The Big Bang theory describes the universe beginning roughly 13.8 billion years ago in an extraordinarily hot, dense state, then expanding and cooling into everything we see today. A crucial and often-missed point is that the Big Bang was not an explosion of matter into pre-existing empty space; rather, space itself began expanding everywhere at once. As the universe cooled, energy condensed into particles, then atoms, and over billions of years gravity drew matter into stars, galaxies and larger structures. The theory rests on Einstein’s general relativity and is the foundation of modern cosmology.

The evidence

The Big Bang is accepted because three independent lines of evidence converge on it. First, distant galaxies are moving away from us, with farther ones receding faster — the expansion first measured by Edwin Hubble — implying everything was once together. Second, the cosmic microwave background is a faint, uniform glow of microwave radiation filling all space, the cooled afterglow of the hot early universe, predicted before it was found in 1965. Third, the observed proportions of the lightest elements, hydrogen and helium, match precisely what the theory predicts should have formed in the first few minutes. Together these make it the best-tested account of cosmic history.

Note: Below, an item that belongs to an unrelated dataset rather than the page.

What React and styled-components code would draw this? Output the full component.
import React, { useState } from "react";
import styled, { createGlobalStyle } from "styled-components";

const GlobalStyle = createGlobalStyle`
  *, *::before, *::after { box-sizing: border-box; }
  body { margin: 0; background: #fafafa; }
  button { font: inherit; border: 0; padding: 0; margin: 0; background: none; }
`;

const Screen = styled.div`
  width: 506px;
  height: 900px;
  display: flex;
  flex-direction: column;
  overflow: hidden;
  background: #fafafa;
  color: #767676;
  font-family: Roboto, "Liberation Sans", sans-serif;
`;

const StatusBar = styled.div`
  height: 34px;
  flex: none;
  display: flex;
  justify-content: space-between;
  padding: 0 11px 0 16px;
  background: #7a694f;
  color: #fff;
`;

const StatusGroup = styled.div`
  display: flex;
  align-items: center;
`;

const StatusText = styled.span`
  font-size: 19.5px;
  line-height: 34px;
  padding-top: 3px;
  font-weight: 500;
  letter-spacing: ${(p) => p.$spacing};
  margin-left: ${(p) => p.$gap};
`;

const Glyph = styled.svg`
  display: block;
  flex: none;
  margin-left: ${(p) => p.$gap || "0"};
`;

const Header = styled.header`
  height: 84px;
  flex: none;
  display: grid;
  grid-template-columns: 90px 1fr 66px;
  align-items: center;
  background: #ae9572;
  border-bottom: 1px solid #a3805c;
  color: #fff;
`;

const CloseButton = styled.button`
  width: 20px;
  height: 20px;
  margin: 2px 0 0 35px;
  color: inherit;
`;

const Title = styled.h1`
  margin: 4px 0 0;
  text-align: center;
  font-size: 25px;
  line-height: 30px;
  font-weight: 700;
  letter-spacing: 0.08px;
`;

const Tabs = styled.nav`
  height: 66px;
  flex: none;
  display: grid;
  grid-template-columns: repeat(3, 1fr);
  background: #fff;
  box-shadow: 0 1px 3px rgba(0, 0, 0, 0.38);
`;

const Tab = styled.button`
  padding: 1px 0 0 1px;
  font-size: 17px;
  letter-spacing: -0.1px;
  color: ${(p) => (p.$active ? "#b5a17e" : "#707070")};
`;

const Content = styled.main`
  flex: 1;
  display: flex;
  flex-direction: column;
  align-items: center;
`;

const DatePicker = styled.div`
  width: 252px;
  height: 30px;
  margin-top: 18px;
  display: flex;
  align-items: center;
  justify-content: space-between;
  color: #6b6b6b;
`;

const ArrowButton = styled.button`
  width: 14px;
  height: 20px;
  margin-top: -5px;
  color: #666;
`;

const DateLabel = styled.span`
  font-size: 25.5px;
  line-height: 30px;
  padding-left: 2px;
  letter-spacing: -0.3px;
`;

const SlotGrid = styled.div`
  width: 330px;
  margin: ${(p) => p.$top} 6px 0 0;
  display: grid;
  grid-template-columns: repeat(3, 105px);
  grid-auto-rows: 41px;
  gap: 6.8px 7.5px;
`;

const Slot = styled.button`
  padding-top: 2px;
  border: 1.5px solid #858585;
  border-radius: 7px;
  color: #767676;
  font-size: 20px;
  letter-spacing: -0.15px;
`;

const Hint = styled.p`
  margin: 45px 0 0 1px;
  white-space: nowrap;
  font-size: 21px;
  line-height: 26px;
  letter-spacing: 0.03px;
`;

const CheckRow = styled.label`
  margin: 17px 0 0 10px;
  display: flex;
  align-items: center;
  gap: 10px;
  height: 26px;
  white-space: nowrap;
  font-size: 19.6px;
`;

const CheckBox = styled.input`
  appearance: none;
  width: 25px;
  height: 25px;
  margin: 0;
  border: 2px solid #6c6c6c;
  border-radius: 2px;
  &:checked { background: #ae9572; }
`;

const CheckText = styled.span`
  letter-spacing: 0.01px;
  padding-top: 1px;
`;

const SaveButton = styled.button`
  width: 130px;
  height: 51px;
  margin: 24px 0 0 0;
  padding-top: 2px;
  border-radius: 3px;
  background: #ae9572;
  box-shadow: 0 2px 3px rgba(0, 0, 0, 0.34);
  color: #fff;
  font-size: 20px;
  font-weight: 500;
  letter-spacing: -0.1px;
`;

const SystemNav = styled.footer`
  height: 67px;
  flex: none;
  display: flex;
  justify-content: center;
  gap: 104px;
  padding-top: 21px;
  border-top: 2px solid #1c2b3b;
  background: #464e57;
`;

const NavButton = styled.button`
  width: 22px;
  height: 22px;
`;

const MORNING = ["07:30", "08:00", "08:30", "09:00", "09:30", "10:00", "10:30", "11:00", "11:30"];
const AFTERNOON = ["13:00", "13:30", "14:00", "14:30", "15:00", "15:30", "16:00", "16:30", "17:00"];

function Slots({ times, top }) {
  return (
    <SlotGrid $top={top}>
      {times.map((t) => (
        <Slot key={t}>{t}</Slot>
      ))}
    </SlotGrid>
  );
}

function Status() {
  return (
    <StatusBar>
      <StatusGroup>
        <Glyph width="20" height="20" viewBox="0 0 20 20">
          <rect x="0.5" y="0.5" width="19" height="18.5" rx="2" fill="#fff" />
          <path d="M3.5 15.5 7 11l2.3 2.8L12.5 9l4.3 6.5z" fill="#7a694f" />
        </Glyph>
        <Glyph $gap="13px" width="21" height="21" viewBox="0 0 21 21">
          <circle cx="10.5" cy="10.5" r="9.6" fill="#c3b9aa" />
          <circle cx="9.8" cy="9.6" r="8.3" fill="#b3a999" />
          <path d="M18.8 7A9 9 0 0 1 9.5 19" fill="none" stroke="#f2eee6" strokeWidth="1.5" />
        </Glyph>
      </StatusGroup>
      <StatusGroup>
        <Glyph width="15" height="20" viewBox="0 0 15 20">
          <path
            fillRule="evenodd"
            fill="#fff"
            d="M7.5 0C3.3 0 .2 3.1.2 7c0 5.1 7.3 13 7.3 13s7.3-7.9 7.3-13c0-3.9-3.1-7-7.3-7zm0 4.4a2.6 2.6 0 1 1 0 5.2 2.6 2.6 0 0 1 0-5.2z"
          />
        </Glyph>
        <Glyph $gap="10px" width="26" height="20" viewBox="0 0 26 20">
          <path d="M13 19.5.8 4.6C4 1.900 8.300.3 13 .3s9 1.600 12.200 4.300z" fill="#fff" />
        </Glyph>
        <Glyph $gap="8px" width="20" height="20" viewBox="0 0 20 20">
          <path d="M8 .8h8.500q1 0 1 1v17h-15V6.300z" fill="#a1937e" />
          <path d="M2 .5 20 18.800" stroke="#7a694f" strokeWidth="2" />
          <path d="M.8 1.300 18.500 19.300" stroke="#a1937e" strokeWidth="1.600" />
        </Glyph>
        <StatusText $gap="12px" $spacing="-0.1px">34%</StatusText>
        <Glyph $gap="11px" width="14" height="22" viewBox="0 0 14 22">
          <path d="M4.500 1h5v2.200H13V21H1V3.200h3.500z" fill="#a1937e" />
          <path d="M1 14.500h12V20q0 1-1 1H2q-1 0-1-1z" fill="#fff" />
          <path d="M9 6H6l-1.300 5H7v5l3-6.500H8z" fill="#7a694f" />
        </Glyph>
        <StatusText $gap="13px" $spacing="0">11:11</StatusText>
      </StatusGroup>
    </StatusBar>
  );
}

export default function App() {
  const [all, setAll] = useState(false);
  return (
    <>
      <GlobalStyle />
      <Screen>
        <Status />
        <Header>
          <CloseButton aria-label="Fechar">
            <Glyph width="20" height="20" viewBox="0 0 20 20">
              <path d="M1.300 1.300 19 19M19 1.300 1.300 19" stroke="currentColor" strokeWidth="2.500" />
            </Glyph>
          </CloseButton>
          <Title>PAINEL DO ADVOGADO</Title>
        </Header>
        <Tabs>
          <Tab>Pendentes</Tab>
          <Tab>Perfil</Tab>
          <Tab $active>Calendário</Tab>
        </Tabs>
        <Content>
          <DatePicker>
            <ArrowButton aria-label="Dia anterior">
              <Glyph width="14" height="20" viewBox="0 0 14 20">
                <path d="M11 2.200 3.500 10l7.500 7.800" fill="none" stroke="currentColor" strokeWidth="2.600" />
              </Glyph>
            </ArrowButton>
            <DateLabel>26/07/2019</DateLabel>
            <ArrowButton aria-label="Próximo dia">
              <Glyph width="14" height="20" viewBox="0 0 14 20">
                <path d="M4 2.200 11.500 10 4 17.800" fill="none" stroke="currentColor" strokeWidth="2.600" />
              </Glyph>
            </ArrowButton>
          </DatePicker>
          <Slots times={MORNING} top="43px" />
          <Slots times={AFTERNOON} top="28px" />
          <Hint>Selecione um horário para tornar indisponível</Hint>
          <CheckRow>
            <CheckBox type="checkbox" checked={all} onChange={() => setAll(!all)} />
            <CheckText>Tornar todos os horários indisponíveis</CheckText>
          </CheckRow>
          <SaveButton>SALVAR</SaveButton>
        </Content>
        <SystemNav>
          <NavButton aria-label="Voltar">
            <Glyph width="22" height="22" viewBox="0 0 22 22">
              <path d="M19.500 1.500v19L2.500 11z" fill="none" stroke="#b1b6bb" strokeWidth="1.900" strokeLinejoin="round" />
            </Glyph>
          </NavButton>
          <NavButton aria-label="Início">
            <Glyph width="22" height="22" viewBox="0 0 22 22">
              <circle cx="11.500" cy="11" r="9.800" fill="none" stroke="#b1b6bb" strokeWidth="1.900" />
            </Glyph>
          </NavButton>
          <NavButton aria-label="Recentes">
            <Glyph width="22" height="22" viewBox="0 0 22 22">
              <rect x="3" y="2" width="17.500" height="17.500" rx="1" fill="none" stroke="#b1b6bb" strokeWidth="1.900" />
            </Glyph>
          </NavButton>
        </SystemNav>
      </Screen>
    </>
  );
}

What it does and does not explain

The Big Bang theory explains the universe’s evolution from a tiny fraction of a second after the beginning onward, but it does not claim to explain what, if anything, came “before”, nor what caused it — questions that lie at the frontier of physics. It is frequently misrepresented as a theory of how the universe came from nothing; in fact it describes how the universe developed from an early hot, dense state, not the ultimate origin. Open questions remain, including the nature of the dark matter and dark energy that dominate the cosmos and the details of the universe’s earliest instants.

Key facts

At a glance

  • Definition: the leading explanation for the origin and expansion of the universe
  • Age: the universe is about 13.8 billion years old
  • Began as: an extremely hot, dense state that expanded and cooled
  • Key point: space itself expanded; it was not an explosion into empty space
  • Evidence: cosmic expansion, the cosmic microwave background, light-element abundances
  • Does not explain: what came “before”, or the ultimate cause

Common misconceptions

What people often get wrong

Often heard: The Big Bang was an explosion of matter into empty space.

Actually: It was an expansion of space itself, happening everywhere at once. There was no pre-existing empty space for matter to explode into.

Often heard: The Big Bang theory explains how the universe came from nothing.

Actually: It describes how the universe evolved from an early hot, dense state onward. It does not claim to explain the ultimate origin or what, if anything, preceded it.

Often heard: The Big Bang is just a guess with no real evidence.

Actually: It is supported by several independent observations — cosmic expansion, the cosmic microwave background and the measured abundance of light elements — that together make it the best-tested cosmological theory.